Crushed under a tonne of bricks

The potential effect of Kambwili's expulsion, however, is not completely down to him. Opposition figures in Zambia are now faced with continued obstruction from ruling elites. Kambwili has already had to cancel a press briefing and failed to appear on a private television station for a scheduled interview due to security concerns. There is also a possibility he will be arrested on trumped up charges or that Lungu may seek to stymie his actions by quarantining him in one location as part of the declared state of threatened emergency.

It is worth noting that when Lungu sacked him from Cabinet last year, no reasons were offered. This did not stop Kambwili's detractors from linking his dismissal to allegations of corruption, especially when the Anti-Corruption Commission (ACC) started investigations into his conduct when a minister. No charges were issued, but Kambwili's expulsion may encourage the ACC to announce the outcome of their investigations and bring formal charges.

Such a move may backfire and feed into public perception that Kambwili is being victimised. The legal process could additionally provide him with a platform to launch criticisms of the government or accuse other key figures in the government of corruption. But the charges would also likely force Kambwili into a distracting and possibly lengthy court case.

President Lungu - who, critics argue, is not averse to deploying state institutions for partisan use - may have a final say on the course of Kambwili's next moves.
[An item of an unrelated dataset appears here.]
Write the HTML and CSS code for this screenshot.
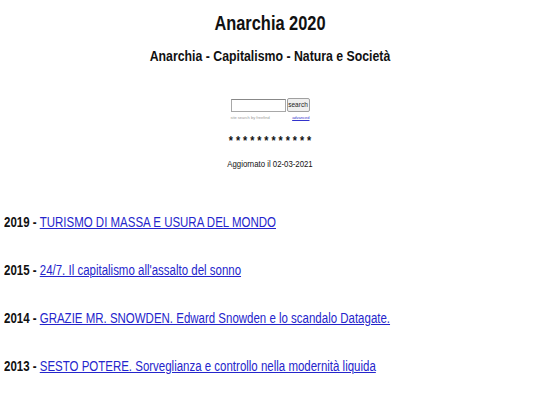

Secretary General Mwila's call for Kambwili to test his popularity by embracing a parliamentary by-election may be informed by the PF's burning desire to defeat Kambwili and desecrate his political influence on the Copperbelt.

A by-election in which Kambwili runs would likely see the deployment of massive state resources for partisan use, high levels of intimidation, and outright political violence. But the ruling party will probably not care as long as Kambwili is, to quote Lungu, crushed under a tonne of bricks.